I disagree with using paper and a pen. Why spend time drawing these letters out when we can just type them? Is it just a strategy to force yourself to slow down and think about what you're writing? There's nothing magical about manually drawing letters.

I can write things down and circle important bits as I go, or branch off particular points with other ideas; I can doodle little diagrams and annotate them; I can write annotated pseudo-code and little theories and ideas, and refer back to them on different pages, and so on...

If I type, all I can do with minimal effort is type. If I want to draw diagrams, or annotations, or brainstorm, I have to change to a different application, and use separate tools for each task, or otherwise spend more time formatting my document than getting my thoughts written down.

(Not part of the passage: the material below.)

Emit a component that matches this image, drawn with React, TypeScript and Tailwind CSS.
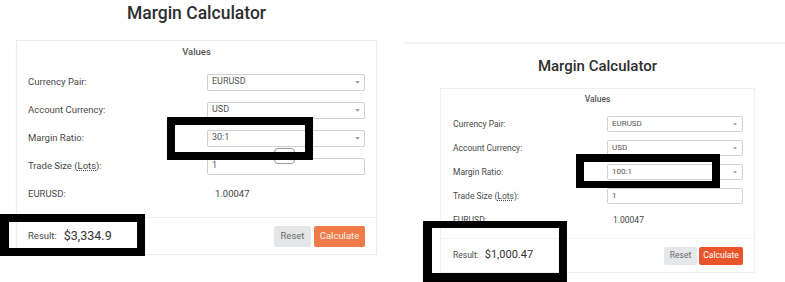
import React from "react";

const Caret = ({ w = 5, h = 3 }: { w?: number; h?: number }) => (
  <svg width={w} height={h} viewBox="0 0 6 4" className="shrink-0">
    <path d="M0 0h6L3 3.6z" fill="#9b9b9b" />
  </svg>
);

function Field({
  value,
  select,
  big,
}: {
  value: string;
  select?: boolean;
  big: boolean;
}) {
  return (
    <div
      className={
        big
          ? "flex-1 h-[17px] border border-[#cfcfcf] rounded-[2px] bg-white flex items-center justify-between pl-[4px] pr-[4px] text-[9px] text-[#555]"
          : "flex-1 h-[16px] border border-[#d2d2d2] rounded-[2px] bg-white flex items-center justify-between pl-[4px] pr-[5px] text-[8px] text-[#555]"
      }
    >
      <span>{value}</span>
      {select ? <Caret w={big ? 5 : 4} h={3} /> : null}
    </div>
  );
}

function Row({
  label,
  children,
  big,
}: {
  label: React.ReactNode;
  children: React.ReactNode;
  big: boolean;
}) {
  return (
    <div className={big ? "h-[28px] flex items-center" : "h-[24px] flex items-center"}>
      <div
        className={
          big
            ? "w-[179px] shrink-0 text-[9.5px] text-[#4a4a4a]"
            : "w-[154px] shrink-0 text-[8.5px] text-[#4a4a4a]"
        }
      >
        {label}
      </div>
      {children}
    </div>
  );
}

function Calculator({ big, ratio, result }: { big: boolean; ratio: string; result: string }) {
  return (
    <div
      className={
        big
          ? "w-[361px] border border-[#ececec] bg-white shadow-[0_0_2px_rgba(0,0,0,0.04)]"
          : "w-[315px] border border-[#f0f0f0] bg-white"
      }
    >
      <div
        className={
          big
            ? "h-[22px] flex items-center justify-center text-[9.5px] font-medium text-[#555]"
            : "h-[20px] flex items-center justify-center text-[8.5px] font-medium text-[#555]"
        }
      >
        Values
      </div>
      <div className={big ? "pt-[5px] pb-[9px] pl-[11px] pr-[11px]" : "pt-[3px] pb-[6px] pl-[12px] pr-[11px]"}>
        <Row label="Currency Pair:" big={big}>
          <Field value="EURUSD" select big={big} />
        </Row>
        <Row label="Account Currency:" big={big}>
          <Field value="USD" select big={big} />
        </Row>
        <Row label="Margin Ratio:" big={big}>
          <Field value={ratio} select big={big} />
        </Row>
        <Row
          label={
            <span>
              Trade Size (<span className="underline decoration-dotted">Lots</span>):
            </span>
          }
          big={big}
        >
          <Field value="1" big={big} />
        </Row>
        <Row label="EURUSD:" big={big}>
          <div className={big ? "pl-[8px] text-[9.5px] text-[#444]" : "pl-[6px] text-[8.5px] text-[#444]"}>
            1.00047
          </div>
        </Row>
      </div>
      <div
        className={
          big
            ? "h-[37px] border-t border-[#efefef] flex items-center justify-between pl-[11px] pr-[11px]"
            : "h-[34px] border-t border-[#f3f3f3] flex items-center justify-between pl-[12px] pr-[11px]"
        }
      >
        <div className="flex items-center">
          <span className={big ? "text-[9.5px] text-[#4a4a4a]" : "text-[8.5px] text-[#4a4a4a]"}>Result:</span>
          <span className={big ? "ml-[7px] text-[12.5px] text-[#333]" : "ml-[6px] text-[11px] text-[#333]"}>
            {result}
          </span>
        </div>
        <div className={big ? "flex gap-[3px]" : "flex gap-[2px]"}>
          <div
            className={
              big
                ? "w-[37px] h-[21px] rounded-[2px] bg-[#e4e6e8] flex items-center justify-center text-[9.5px] text-[#6b6b6b]"
                : "w-[33px] h-[18px] rounded-[2px] bg-[#e5e7e9] flex items-center justify-center text-[8.5px] text-[#6b6b6b]"
            }
          >
            Reset
          </div>
          <div
            className={
              big
                ? "w-[51px] h-[21px] rounded-[2px] bg-[#f07a48] flex items-center justify-center text-[9.5px] text-[#fff3ec]"
                : "w-[44px] h-[18px] rounded-[2px] bg-[#e9552b] flex items-center justify-center text-[8.5px] text-white"
            }
          >
            Calculate
          </div>
        </div>
      </div>
    </div>
  );
}

export default function App() {
  return (
    <div className="relative w-[785px] h-[282px] bg-white overflow-hidden flex font-['Roboto',_'Liberation_Sans',_sans-serif]">
      {/* Left screenshot */}
      <div className="w-[400px] shrink-0 pl-[16px] pt-[2px]">
        <div className="w-[361px] h-[22px] leading-[22px] text-center text-[17.5px] font-medium text-[#2e2e2e]">
          Margin Calculator
        </div>
        <div className="mt-[16px]">
          <Calculator big ratio="30:1" result="$3,334.9" />
        </div>
      </div>

      {/* Right screenshot */}
      <div className="flex-1 pt-[42px]">
        <div className="h-[2px] bg-[#f3f3f3] ml-[4px]" />
        <div className="ml-[40px] mt-[13px] w-[315px] h-[18px] leading-[18px] text-center text-[15px] font-medium text-[#2e2e2e]">
          Margin Calculator
        </div>
        <div className="ml-[40px] mt-[13px]">
          <Calculator big={false} ratio="100:1" result="$1,000.47" />
        </div>
      </div>

      {/* Annotation overlays */}
      <div className="absolute left-[274px] top-[148px] w-[21px] h-[16px] rounded-[4px] border border-[#9a9a9a]" />
      <div className="absolute left-[167px] top-[117px] w-[146px] h-[43px] border-[8px] border-black" />
      <div className="absolute left-0 top-[214px] w-[145px] h-[42px] border-[8px] border-l-[9px] border-black" />
      <div className="absolute left-[576px] top-[154px] w-[144px] h-[34px] border-[8px] border-b-[7px] border-black" />
      <div className="absolute left-[423px] top-[221px] w-[144px] h-[61px] border-[8px] border-l-[9px] border-t-[7px] border-b-[9px] border-black" />
    </div>
  );
}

If I write, then I need nothing more than a pen and some paper and I can do anything, and I can do it fast without having to find the correct type of document to create, or the right place to save it.

Most importantly, I don't need a computer to do it, and it gets me away from my screen. And even if I never refer to the notes again, the satisfaction of doing it at all is invaluable.

I have fine motor control issues; I can write just about as fast as I can type. Using a lot of symbols, for example when writing math, I can write much faster than I can type.

And I get an automatic, permanent record that I can review anywhere or when without having to print it out.